The regulator assures consumers of safety away from the incidents of exploding gas cylinders that have been on the rise in the last decade and blamed on illicit gas re-fillers.

The new rule is set to make filling gas harder for many Kenyans as they will soon no longer have the convenience of buying cooking gas at their neighbourhood kiosk or the nearest petrol station.

They will instead only refill at outlets run by oil marketing companies that own the brand of their gas cylinder.

While the new rules are bound to greatly inconvenience consumers, they will, on the other hand, enhance user safety as they squarely place the responsibility of ensuring gas cylinders are safe on the LPG marketers.
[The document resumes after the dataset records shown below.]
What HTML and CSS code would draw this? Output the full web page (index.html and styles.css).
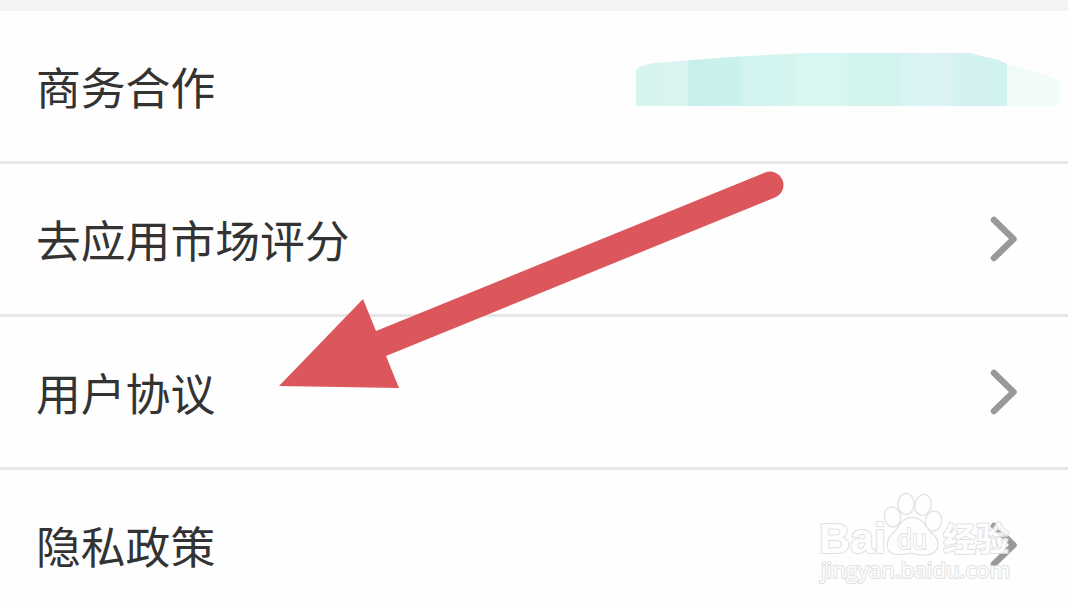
FILE: index.html
```html
<!DOCTYPE html>
<html lang="zh-CN">
<head>
  <meta charset="UTF-8" />
  <meta name="viewport" content="width=device-width, initial-scale=1.0" />
  <title>用户协议</title>
  <link rel="stylesheet" href="styles.css">
</head>
<body>
  <div class="divider"></div>

  <ul class="menu">
    <li class="menu-item">
      <span>商务合作</span>
      <svg class="smudge" viewBox="0 0 426 54">
        <defs>
          <linearGradient id="mosaic" gradientUnits="userSpaceOnUse" x1="0" y1="0" x2="371" y2="0">
            <stop offset="0" stop-color="#d7f4f0" />
            <stop offset="0.14" stop-color="#d9f3f0" />
            <stop offset="0.142" stop-color="#c7f0ec" />
            <stop offset="0.28" stop-color="#c9f2ed" />
            <stop offset="0.285" stop-color="#d1f4f1" />
            <stop offset="0.428" stop-color="#d4f4ef" />
            <stop offset="0.432" stop-color="#d8f6f2" />
            <stop offset="0.568" stop-color="#d8f6f2" />
            <stop offset="0.572" stop-color="#d2f3ee" />
            <stop offset="0.71" stop-color="#d2f3ee" />
            <stop offset="0.714" stop-color="#d9f3f3" />
            <stop offset="0.85" stop-color="#daf2f4" />
            <stop offset="0.864" stop-color="#d3f2f1" />
            <stop offset="1" stop-color="#d2f2f1" />
          </linearGradient>
        </defs>
        <path fill="#f0fbfa" d="M370 11 Q400 17 424 28 V50 L420 53 H370 Z" />
        <path fill="url(#mosaic)" d="M0 17 Q3 12 18 10 L95 4 L170 0 H334 L349 4 Q364 6 371 11 V53 H0 Z" />
      </svg>
    </li>
    <li class="menu-item">
      <span>去应用市场评分</span>
      <svg class="chevron" viewBox="0 0 30 46"><path d="M4 4 L23.500 23 L4 42" /></svg>
    </li>
    <li class="menu-item">
      <span>用户协议</span>
      <svg class="chevron" viewBox="0 0 30 46"><path d="M4 4 L23.500 23 L4 42" /></svg>
    </li>
    <li class="menu-item">
      <span>隐私政策</span>
      <svg class="chevron" viewBox="0 0 30 46"><path d="M4 4 L23.500 23 L4 42" /></svg>
    </li>
  </ul>

  <svg class="arrow" viewBox="0 0 510 224">
    <path d="M5 220 L89 133 L102 165 L491 6.500 A13.400 13.400 0 0 1 501 31.500 L112 190 L125 222 Z" />
  </svg>

  <svg class="watermark" viewBox="0 0 210 100">
    <text class="brand" x="8" y="63" textLength="67" lengthAdjust="spacingAndGlyphs">Bai</text>
    <g class="paw">
      <ellipse cx="81.500" cy="27" rx="7.500" ry="9.500" transform="rotate(-12 81 27)" />
      <ellipse cx="95" cy="14" rx="7.500" ry="10" />
      <ellipse cx="112" cy="15" rx="7.500" ry="10" transform="rotate(12 112 15)" />
      <ellipse cx="122.500" cy="31" rx="7.500" ry="9.500" transform="rotate(12 122 31)" />
      <path d="M101 28 C91 28 89 37 84 42 C74 50 74 64 87 64 C94 64 97 62 103 63 C109 65 114 65 118 64 C128 62 129 51 121 44 C115 39 112 28 101 28 Z" />
    </g>
    <text class="du" x="86" y="59" textLength="30" lengthAdjust="spacingAndGlyphs">du</text>
    <text class="exp" x="132" y="61" textLength="66" lengthAdjust="spacingAndGlyphs">经验</text>
    <text class="url" x="10" y="88" textLength="189" lengthAdjust="spacingAndGlyphs">jingyan.baidu.com</text>
  </svg>
</body>
</html>
```

FILE: styles.css
```css
:root {
  --text-color: #333;
  --line-color: #e6e6e6;
  --chevron-color: #999;
  --arrow-color: #dc575c;
  --mark-line: #dcdcdc;
}

* { box-sizing: border-box; }

body {
  margin: 0;
  height: 608px;
  position: relative;
  overflow: hidden;
  background: #fefefe;
  color: var(--text-color);
  font-family: 'Noto Sans CJK SC', sans-serif;
}

.divider {
  height: 11px;
  background: #f2f4f4;
}

.menu {
  list-style: none;
  margin: 0;
  padding: 0;
}

.menu-item {
  display: flex;
  justify-content: space-between;
  align-items: center;
  height: 153px;
  padding: 0 48px 0 36px;
  border-bottom: 3px solid var(--line-color);
  font-size: 44.8px;
  line-height: 60px;
}

.smudge {
  width: 426px;
  height: 54px;
  margin: -13px -42px 0 0;
}

.chevron {
  width: 30px;
  height: 46px;
  fill: none;
  stroke: var(--chevron-color);
  stroke-width: 6.5;
  stroke-linecap: round;
  stroke-linejoin: round;
}

/* pointer drawn over the list */
.arrow {
  position: absolute;
  left: 274px;
  top: 166px;
  width: 510px;
  height: 224px;
  fill: var(--arrow-color);
}

.watermark {
  position: absolute;
  left: 811px;
  top: 490px;
  width: 210px;
  height: 100px;
  fill: #fefefe;
  stroke: var(--mark-line);
  stroke-width: 2;
  stroke-linejoin: round;
  paint-order: stroke;
  opacity: 0.85;
}

.paw {
  stroke-width: 2.4;
}

.brand {
  font: bold 43px 'Liberation Sans', sans-serif;
}

.du {
  font: 28px 'Open Sans', sans-serif;
}

.exp {
  font: bold 33px 'Noto Sans CJK SC', sans-serif;
}

.url {
  font: 22px 'Open Sans', sans-serif;
}
```
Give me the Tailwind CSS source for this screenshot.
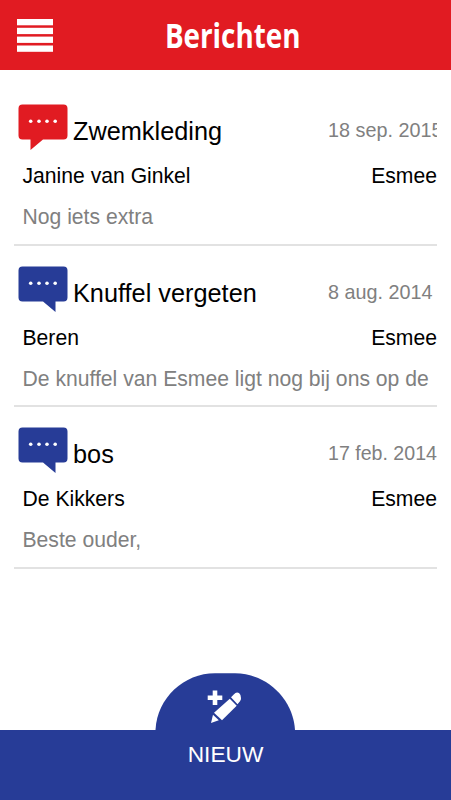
<!DOCTYPE html>
<html lang="nl">
<head>
    <meta charset="UTF-8">
    <meta name="viewport" content="width=device-width, initial-scale=1.0">
    <title>Berichten</title>
    <script src="https://cdn.jsdelivr.net/npm/@tailwindcss/browser@4"></script>
</head>
<body class="bg-white font-['Liberation_Sans',Arial,sans-serif]">
    <div class="flex flex-col h-screen overflow-hidden">
        <!-- Header -->
        <header class="grid grid-cols-[80px_1fr_66px] items-center h-[70px] shrink-0 bg-[#e11b22]">
            <button class="pl-[17px]" aria-label="Menu">
                <svg class="block" width="36" height="36" viewBox="0 0 36 36" fill="#fff">
                    <rect y="2" width="36" height="6.300"/>
                    <rect y="10.800" width="36" height="6.300"/>
                    <rect y="19.600" width="36" height="6.300"/>
                    <rect y="28.500" width="36" height="6.300"/>
                </svg>
            </button>
            <h1 class="flex justify-center text-[33.5px] leading-[70px] font-bold text-white font-['Open_Sans',sans-serif] whitespace-nowrap"><span class="inline-block scale-x-[0.83]">Berichten</span></h1>
        </header>

        <!-- Messages -->
        <main class="flex-1 px-3.5 pt-3.5">
            <article class="h-[162px] border-b-2 border-[#e2e2e2] pt-5 overflow-hidden">
                <div class="flex h-[50px]">
                    <svg class="ml-1 shrink-0" width="50" height="47" viewBox="0 0 50 47">
                        <path fill="#e11b22" d="M4.500.500h41a4 4 0 0 1 4 4v27a4 4 0 0 1-4 4H25L12.500 46V35.500h-8a4 4 0 0 1-4-4v-27a4 4 0 0 1 4-4z"/>
                        <g fill="#fff"><circle cx="12.700" cy="17.300" r="1.800"/><circle cx="21" cy="17.300" r="1.800"/><circle cx="29" cy="17.300" r="1.800"/><circle cx="37.200" cy="17.300" r="1.800"/></g>
                    </svg>
                    <h2 class="ml-[5px] w-[255px] shrink-0 text-[25.3px] leading-[54px]">Zwemkleding</h2>
                    <time class="text-[19.8px] leading-[52px] text-[#808080] whitespace-nowrap">18 sep. 2015</time>
                </div>
                <div class="flex justify-between pl-[8.5px] text-[21.150px] leading-[43px]"><span>Janine van Ginkel</span><span>Esmee</span></div>
                <p class="pl-[8.5px] text-[21.150px] leading-[39px] text-[#808080] whitespace-nowrap">Nog iets extra</p>
            </article>

            <article class="h-[161px] border-b-2 border-[#e2e2e2] pt-5 overflow-hidden">
                <div class="flex h-[50px]">
                    <svg class="ml-1 shrink-0" width="50" height="47" viewBox="0 0 50 47">
                        <path fill="#273c97" d="M4.500.500h41a4 4 0 0 1 4 4v27a4 4 0 0 1-4 4h-8V46L25 35.500H4.500a4 4 0 0 1-4-4v-27a4 4 0 0 1 4-4z"/>
                        <g fill="#fff"><circle cx="12.700" cy="17.300" r="1.800"/><circle cx="21" cy="17.300" r="1.800"/><circle cx="29" cy="17.300" r="1.800"/><circle cx="37.200" cy="17.300" r="1.800"/></g>
                    </svg>
                    <h2 class="ml-[5px] w-[255px] shrink-0 text-[25.3px] leading-[54px]">Knuffel vergeten</h2>
                    <time class="text-[19.8px] leading-[52px] text-[#808080] whitespace-nowrap">8 aug. 2014</time>
                </div>
                <div class="flex justify-between pl-[8.5px] text-[21.150px] leading-[43px]"><span>Beren</span><span>Esmee</span></div>
                <p class="pl-[8.5px] text-[21.150px] leading-[39px] text-[#808080] whitespace-nowrap">De knuffel van Esmee ligt nog bij ons op de</p>
            </article>

            <article class="h-[162px] border-b-2 border-[#e2e2e2] pt-5 overflow-hidden">
                <div class="flex h-[50px]">
                    <svg class="ml-1 shrink-0" width="50" height="47" viewBox="0 0 50 47">
                        <path fill="#273c97" d="M4.500.500h41a4 4 0 0 1 4 4v27a4 4 0 0 1-4 4h-8V46L25 35.500H4.500a4 4 0 0 1-4-4v-27a4 4 0 0 1 4-4z"/>
                        <g fill="#fff"><circle cx="12.700" cy="17.300" r="1.800"/><circle cx="21" cy="17.300" r="1.800"/><circle cx="29" cy="17.300" r="1.800"/><circle cx="37.200" cy="17.300" r="1.800"/></g>
                    </svg>
                    <h2 class="ml-[5px] w-[255px] shrink-0 text-[25.3px] leading-[54px]">bos</h2>
                    <time class="text-[19.6px] leading-[52px] text-[#808080] whitespace-nowrap">17 feb. 2014</time>
                </div>
                <div class="flex justify-between pl-[8.5px] text-[21.150px] leading-[43px]"><span>De Kikkers</span><span>Esmee</span></div>
                <p class="pl-[8.5px] text-[21.150px] leading-[39px] text-[#808080] whitespace-nowrap">Beste ouder,</p>
            </article>
        </main>

        <!-- New message -->
        <footer class="flex flex-col items-center shrink-0">
            <button class="block mr-px" aria-label="Nieuw bericht">
                <svg class="block" width="140" height="57" viewBox="0 0 140 57">
                    <path fill="#273c97" d="M.500 57C2 25 29 .300 60 .300H80C111 .300 138 25 140 57z"/>
                    <g fill="#fff">
                        <path d="M57.700 17.500h4.600v5h5v4.500h-5v5h-4.600v-5h-5v-4.500h5z"/>
                        <path d="M74.800 25.800L81.700 32.700L67 47.200L59 39.800z"/>
                        <path d="M76 24.300L79 21.200Q81 18.800 84 20Q86.300 22 86 25Q86.300 26.500 85 28.300L82.500 31.300z"/>
                        <path d="M58 41.700L63.800 47.200L56 50.100z"/>
                    </g>
                </svg>
            </button>
            <div class="h-[70px] w-full bg-[#273c97] text-center text-[22.700px] leading-[48px] text-white">NIEUW</div>
        </footer>
    </div>
</body>
</html>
This means the marketers will be directly answerable for accidents caused by gas leaks, including compensation to victims.

“The current regulations had not been clear as to who owns the cylinder between the user and the marketing companies. The new regulations are clear that the brand owners are the owners of the cylinders and if there is an accident, the owner will take responsibility,” said Pavel Oimeke, director-general Energy and Petroleum Regulatory Authority (EPRA) in an earlier statement.